1. ## Group Theory Problem

this isn't all that hard, but i decided to post it here, because it's interesting.

Let P be a partition of a group G with the property that for any pair of elements A,B of the partition, the product set AB is contained entirely within another element C of the partition. Let N be the element of P that contains the identity of G. Prove that N is a normal subgroup of G and that P is the set of its cosets.

2. ## Re: Group Theory Problem

Originally Posted by Deveno
this isn't all that hard, but i decided to post it here, because it's interesting.

Let P be a partition of a group G with the property that for any pair of elements A,B of the partition, the product set AB is contained entirely within another element C of the partition. Let N be the element of P that contains the identity of G. Prove that N is a normal subgroup of G and that P is the set of its cosets.

$\displaystyle (*)$ for any $\displaystyle A,B \in P,$ there exists $\displaystyle C \in P$ such that $\displaystyle AB \subseteq C.$

note that an obvious result of $\displaystyle (*)$ is that for any $\displaystyle Q_1 \in P$ and $\displaystyle g, h \in G$, there exists $\displaystyle Q_2 \in P$ such that $\displaystyle gQh \subseteq Q_2$.

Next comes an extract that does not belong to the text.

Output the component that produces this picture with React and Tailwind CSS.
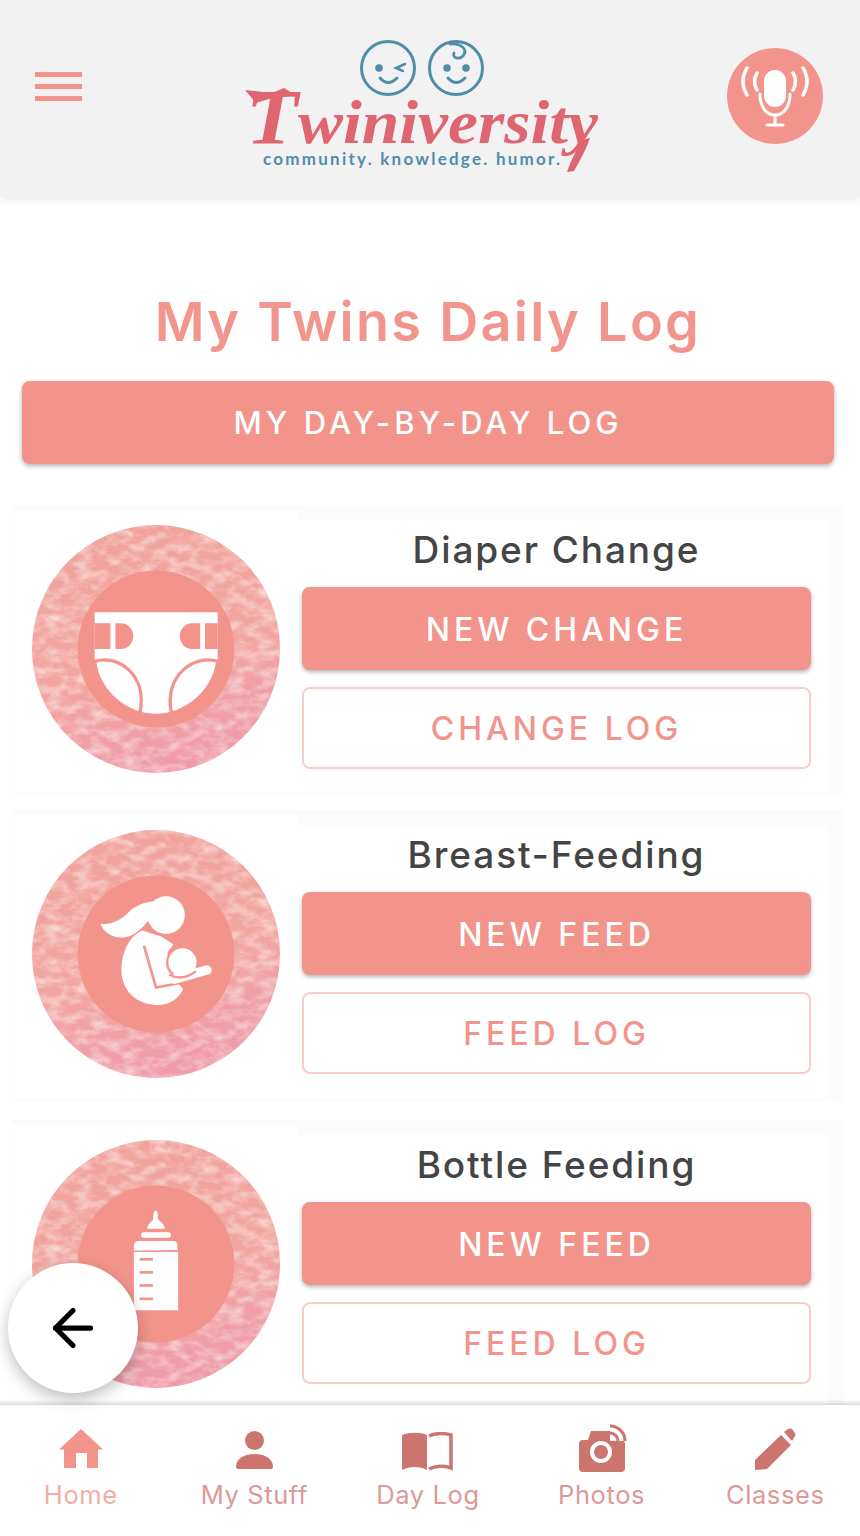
import React from "react";
import { ArrowLeft } from "lucide-react";

const SALMON = "#f2948c";

// watercolour disc with the salmon badge on top, child drawn in zoomed coords (740 wide)
const Badge = ({ id, top, children }) => (
  <svg width="248" height="248" viewBox={`96 ${top} 740 740`} className="block">
    <defs>
      <linearGradient id={`wash-${id}`} x1="0.3" y1="0" x2="0.6" y2="1">
        <stop offset="0" stopColor="#f0a29c" />
        <stop offset="0.55" stopColor="#f2a6a0" />
        <stop offset="1" stopColor="#ee9aa9" />
      </linearGradient>
      <filter id={`noise-${id}`} x="0" y="0" width="100%" height="100%">
        <feTurbulence type="fractalNoise" baseFrequency="0.022 0.038" numOctaves="6" seed="7" />
        <feColorMatrix values="0 0 0 0 1  0 0 0 0 0.93  0 0 0 0 0.92  1.2 0 0 0 -0.46" />
      </filter>
      <clipPath id={`disc-${id}`}>
        <circle cx="466" cy={top + 370} r="370" />
      </clipPath>
    </defs>
    <circle cx="466" cy={top + 370} r="370" fill={`url(#wash-${id})`} />
    <g clipPath={`url(#disc-${id})`}>
      <rect x="96" y={top} width="740" height="740" filter={`url(#noise-${id})`} />
    </g>
    <circle cx="466" cy={top + 370} r="234" fill={SALMON} />
    {children}
  </svg>
);

const DiaperIcon = () => (
  <g>
    <path d="M283 335H650V475L645 485C632 570 552 638 466 638C380 638 300 570 288 485L283 475Z" fill="#fff" />
    <path d="M283 368H330V445H283Z" fill={SALMON} />
    <path d="M345 368H362A36 38.500 0 0 1 362 445H345Z" fill={SALMON} />
    <path d="M612 368H650V445H612Z" fill={SALMON} />
    <path d="M598 368H573A36 38.500 0 0 0 573 445H598Z" fill={SALMON} />
    <path d="M284 482C350 460 442 520 418 636" fill="none" stroke={SALMON} strokeWidth="10" />
    <path d="M649 482C585 460 488 520 512 636" fill="none" stroke={SALMON} strokeWidth="10" />
  </g>
);

const MotherIcon = () => (
  <g>
    <circle cx="496" cy="314" r="56" fill="#fff" />
    <path d="M465 272C425 276 402 288 385 305C365 325 335 346 300 340C310 366 340 386 375 380C405 375 430 350 448 322Z" fill="#fff" />
    <path d="M425 360L482 378L518 402L500 425L510 490L547 535C532 566 505 582 470 582C410 582 363 540 363 480C363 425 385 378 425 360Z" fill="#fff" />
    <path d="M430 405L466 530L640 497" fill="none" stroke={SALMON} strokeWidth="8" />
    <circle cx="545" cy="455" r="49" fill={SALMON} />
    <path d="M520 505L618 478" stroke="#fff" strokeWidth="28" strokeLinecap="round" />
    <circle cx="545" cy="455" r="42" fill="#fff" />
    <path d="M505 492Q545 512 585 482" fill="none" stroke={SALMON} strokeWidth="7" />
  </g>
);

const BottleIcon = () => (
  <g fill="#fff">
    <path d="M458 265C458 250 460 240 465 240C470 240 472 250 472 265C478 275 492 280 492 295H440C440 280 454 275 458 265Z" />
    <rect x="422" y="305" width="88" height="17" rx="6" />
    <path d="M400 360V345Q400 331 414 331H518Q530 331 530 345V358Z" />
    <rect x="400" y="364" width="132" height="174" />
    <g fill={SALMON}>
      <rect x="417" y="382" width="40" height="8" />
      <rect x="417" y="421" width="40" height="8" />
      <rect x="417" y="460" width="40" height="8" />
      <rect x="417" y="500" width="40" height="8" />
    </g>
  </g>
);

const TwiniversityLogo = () => (
  <svg width="380" height="150" viewBox="230 30 380 150" className="block overflow-visible">
    <g fill="none" stroke="#4f8ea8" strokeWidth="3" strokeLinecap="round">
      <circle cx="388" cy="68" r="26.500" />
      <path d="M380 78Q388 87 397 78" />
      <path d="M405 64L396 68L403 71" strokeWidth="2.500" />
      <circle cx="456" cy="68" r="26.500" />
      <path d="M448 78Q456 87 465 78" />
      <path d="M450 44C462 43 468 50 463 56C459 60 452 58 454 53" strokeWidth="2.800" />
    </g>
    <circle cx="379" cy="68" r="3.800" fill="#4f8ea8" />
    <circle cx="447" cy="68" r="3.800" fill="#4f8ea8" />
    <circle cx="466" cy="68" r="3.800" fill="#4f8ea8" />
    <path d="M245 90L272 93L284 88L297 96L272 98L256 103Z" fill="#df6570" />
    <path d="M581 140C576 152 571 160 567 172L574 171C580 160 586 150 590 138Z" fill="#df6570" />
    <text
      x="246"
      y="143"
      textLength="352"
      lengthAdjust="spacingAndGlyphs"
      fill="#df6570"
      fontSize="62"
      fontStyle="italic"
      fontWeight="700"
      fontFamily="'Liberation Serif', serif"
    >
      <tspan fontSize="78">T</tspan>winiversity
    </text>
    <text
      x="263"
      y="165"
      textLength="297"
      fill="#4f8ea8"
      fontSize="17"
      fontWeight="700"
      fontFamily="Lato, sans-serif"
    >
      community. knowledge. humor.
    </text>
  </svg>
);

const MicIcon = () => (
  <svg width="96" height="96" viewBox="0 0 96 96" className="block">
    <circle cx="48" cy="48" r="48" fill={SALMON} />
    <rect x="37" y="22" width="22" height="37" rx="11" fill="#fff" />
    <g fill="none" stroke="#fff" strokeWidth="3" strokeLinecap="round">
      <path d="M33 46C33 60 40 67 48 67C56 67 63 60 63 46" />
      <path d="M48 67V77M40 77H56" />
      <path d="M20 20Q12 33 20 47M30 25Q25 33 30 42M76 20Q84 33 76 47M66 25Q71 33 66 42" strokeWidth="3.500" />
    </g>
  </svg>
);

const HomeIcon = () => (
  <svg width="44" height="40" viewBox="0 0 44 40" className="block">
    <path d="M22 0L44 20.500H39V39H28V24H17V39H5V20.500H0Z" fill="#f2948c" />
  </svg>
);

const PersonIcon = () => (
  <svg width="37" height="38" viewBox="0 0 37 38" className="block">
    <circle cx="18.500" cy="9.500" r="9.500" fill="#cc746e" />
    <path d="M0 36C0 27 9 23 18.500 23C28 23 37 27 37 36Q37 38 35 38H2Q0 38 0 36Z" fill="#cc746e" />
  </svg>
);

const BookIcon = () => (
  <svg width="51" height="39" viewBox="0 0 51 39" className="block">
    <path d="M0 3C8 0 18 0 25 3V38C18 34 8 34 0 38Z" fill="#cc746e" />
    <path d="M27 4C33 1 43 1 49 3V36C43 33 33 34 27 37" fill="none" stroke="#cc746e" strokeWidth="3.500" />
  </svg>
);

const CameraIcon = () => (
  <svg width="46" height="47" viewBox="0 0 46 47" className="block overflow-visible">
    <path d="M4 15H9L12 6H34V15H42Q46 15 46 19V43Q46 47 42 47H4Q0 47 0 43V19Q0 15 4 15Z" fill="#cc746e" />
    <path d="M31 16L31 -3A19 19 0 0 1 50 16Z" fill="#fff" />
    <g fill="none" stroke="#cc746e" strokeWidth="3">
      <path d="M31 8A8 8 0 0 1 39 16M31 1A15 15 0 0 1 46 16" />
    </g>
    <circle cx="22" cy="27" r="9" fill="#cc746e" stroke="#fff" strokeWidth="4" />
  </svg>
);

const PencilIcon = () => (
  <svg width="41" height="43" viewBox="0 0 41 43" className="block">
    <path d="M0 32L26 7L36 17L12 41L0 42Z" fill="#cc746e" />
    <path d="M29 4L33 1Q35 0 37 1L40 5Q41 7 40 8L37 13Z" fill="#cc746e" />
  </svg>
);

const cards = [
  { id: "diaper", title: "Diaper Change", primary: "NEW CHANGE", secondary: "CHANGE LOG", top: 75, icon: <DiaperIcon />, className: "mt-[41px] h-[287px]" },
  { id: "breast", title: "Breast-Feeding", primary: "NEW FEED", secondary: "FEED LOG", top: 60, icon: <MotherIcon />, className: "mt-[18px] h-[288px]" },
  { id: "bottle", title: "Bottle Feeding", primary: "NEW FEED", secondary: "FEED LOG", top: 30, icon: <BottleIcon />, className: "mt-[22px] h-[288px]" },
];

const navItems = [
  { label: "Home", icon: <HomeIcon />, className: "text-[#f4aca6]", iconClass: "" },
  { label: "My Stuff", icon: <PersonIcon />, className: "text-[#dc9a96]", iconClass: "" },
  { label: "Day Log", icon: <BookIcon />, className: "text-[#dc9a96]", iconClass: "translate-y-[2px]" },
  { label: "Photos", icon: <CameraIcon />, className: "text-[#dc9a96]", iconClass: "translate-y-[3px]" },
  { label: "Classes", icon: <PencilIcon />, className: "text-[#dc9a96]", iconClass: "translate-y-[2px]" },
];

const LogCard = ({ card }) => (
  <section className={`ml-[12px] flex w-[831px] shrink-0 bg-[#fbfbfb] shadow-[0_3px_5px_rgba(0,0,0,0.02)] ${card.className}`}>
    <div className="mt-[5px] w-[286px] bg-white pl-[20px] pt-[15px]">
      <Badge id={card.id} top={card.top}>
        {card.icon}
      </Badge>
    </div>
    <div className="mt-[15px] w-[530px] bg-white pl-[4px]">
      <h2 className="flex h-[60px] w-[509px] items-center justify-center text-[37px] font-medium tracking-[1.9px] text-[#444444]">
        {card.title}
      </h2>
      <button className="mt-[7px] flex h-[83px] w-[509px] items-center justify-center rounded-lg bg-[#f2948c] pt-[2px] text-[32px] font-medium tracking-[4px] text-white shadow-[0_2px_4px_rgba(0,0,0,0.3)]">
        {card.primary}
      </button>
      <button className="mt-[17px] flex h-[82px] w-[509px] items-center justify-center rounded-lg border-2 border-[#f8cdc9] bg-white pt-[2px] text-[32px] font-medium tracking-[4px] text-[#f2948c]">
        {card.secondary}
      </button>
    </div>
  </section>
);

const App = () => {
  return (
    <div className="relative flex h-screen w-full flex-col overflow-hidden bg-white font-['Inter',sans-serif]">
      <header className="z-10 flex h-[197px] shrink-0 items-start bg-[#f2f2f3] shadow-[0_3px_8px_rgba(0,0,0,0.08)]">
        <div className="ml-[35px] mt-[72px] flex w-[47px] flex-col gap-[7px]">
          <span className="h-[5px] bg-[#f2948c]"></span>
          <span className="h-[5px] bg-[#f2948c]"></span>
          <span className="h-[5px] bg-[#f2948c]"></span>
        </div>
        <div className="ml-[148px] mt-[30px]">
          <TwiniversityLogo />
        </div>
        <div className="ml-[117px] mt-[48px]">
          <MicIcon />
        </div>
      </header>

      <main className="flex min-h-0 flex-1 flex-col overflow-hidden">
        <h1 className="ml-[-4px] mt-[88px] flex h-[72px] shrink-0 items-center justify-center text-[54px] font-semibold tracking-[2.300px] text-[#f2958c]">
          My Twins Daily Log
        </h1>
        <button className="ml-[22px] mt-[24px] flex h-[83px] w-[812px] shrink-0 items-center justify-center rounded-lg bg-[#f2948c] pt-[2px] text-[31px] font-medium tracking-[4px] text-white shadow-[0_2px_5px_rgba(0,0,0,0.3)]">
          MY DAY-BY-DAY LOG
        </button>
        {cards.map((card) => (
          <LogCard key={card.id} card={card} />
        ))}
      </main>

      <nav className="z-10 ml-[-6px] grid h-[131px] w-[868px] shrink-0 grid-cols-5 bg-white shadow-[0_-2px_4px_rgba(0,0,0,0.18)]">
        {navItems.map((item) => (
          <div key={item.label} className="flex flex-col items-center">
            <div className={`mt-[21px] flex h-[43px] items-end ${item.iconClass}`}>{item.icon}</div>
            <span className={`text-[25.5px] leading-[36px] tracking-[0.6px] ${item.iconClass ? "mt-[8px]" : "mt-[8px]"} ${item.className}`}>{item.label}</span>
          </div>
        ))}
      </nav>

      <button className="absolute left-[8px] top-[1263px] z-20 flex h-[130px] w-[130px] items-center justify-center rounded-full bg-white text-black shadow-[0_6px_16px_rgba(0,0,0,0.25)]">
        <ArrowLeft size={60} strokeWidth={2.1} />
      </button>
    </div>
  );
};

export default App;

now, for any $\displaystyle a \in N$ we have $\displaystyle a = a \cdot 1 \in N^2$ and so $\displaystyle N \subseteq N^2$. we also have $\displaystyle N^2 \subseteq Q$ for some $\displaystyle Q \in P$, by $\displaystyle (*)$. but then $\displaystyle N \subseteq Q$ and hence $\displaystyle N=Q$. therefore $\displaystyle N=N ^2$ and so $\displaystyle N$ is closed under multiplication. let $\displaystyle a \in N$. then $\displaystyle Na^{-1} \subseteq Q$ for some $\displaystyle Q \in P$ and since $\displaystyle 1 \in Na^{-1}$, we have $\displaystyle 1 \in N \cap Q$. thus $\displaystyle Q=N$ and so $\displaystyle Na^{-1} \subseteq N$. therefore $\displaystyle a^{-1} \in N$ and so $\displaystyle N$ is a subgroup. now let $\displaystyle g \in G$. then, by $\displaystyle (*)$, there exists $\displaystyle Q \in P$ such that $\displaystyle gNg^{-1} \subseteq Q$. but then $\displaystyle 1 \in Q \cap N$, because $\displaystyle 1 \in gNg^{-1} \subseteq Q$, and thus $\displaystyle Q=N$. so we have proved that $\displaystyle gNg^{-1} \subseteq N$, i.e. $\displaystyle N$ is normal.

finally, let $\displaystyle g \in G$ and choose $\displaystyle Q \in P$ such that $\displaystyle g \in Q$. then $\displaystyle gN \subseteq Q_1$ for some $\displaystyle Q_1 \in P$, by $\displaystyle (*)$. but then $\displaystyle g \in Q_1 \cap Q$, because $\displaystyle g \in Ng \subseteq Q_1$, and so $\displaystyle Q_1=Q$. hence

$\displaystyle g N \subseteq Q.$

let $\displaystyle Q_2 \in P$ be such that $\displaystyle N \subseteq g^{-1}Q \subseteq Q_2$. then $\displaystyle 1 \in Q_2 \cap N$, because $\displaystyle 1 \in g^{-1}Q \subseteq Q_2$, and so $\displaystyle Q_2=N$. hence $\displaystyle gN=Q$ and we are done.

3. ## Re: Group Theory Problem

G is not given to be finite, so $\displaystyle N = N^2$ is insufficient to establish that N is a subgroup.

4. ## Re: Group Theory Problem

Originally Posted by Deveno
G is not given to be finite, so $\displaystyle N = N^2$ is insufficient to establish that N is a subgroup.
ok, you're right but that can be easily fixed. see the solution again.
the problem is nice but the idea of the solution is very simple used over and over again!

5. ## Re: Group Theory Problem

what i found "interesting" about it, was not so much its difficulty level, but the idea that if a partition respects the group multiplication, not only must it be a co-refinement (is that even a word?) of the coset partition, but in fact they are equal.

i'm pretty sure that this is equivalent to saying that every congruence is in fact a coset partition.

and yeah, once you establish N is one element of the partition, g-translation pretty much wraps up the rest.

6. ## Re: Group Theory Problem

Originally Posted by Deveno
i'm pretty sure that this is equivalent to saying that every congruence is in fact a coset partition.
Indeed, if I'm not mistaken, the problem is a restatement of the well-known theorem stating the relation between congruences on groups and normal subgroups.

One of the two common definitions of a congruence on a semigroup is that it's an equivalence relation R such that, if (a R b) and (c R d), then (ac R bd). The hypothesis of the problem is clearly (I think but I'm often wrong) equivalent to the statement that P is a partition given by a congruence.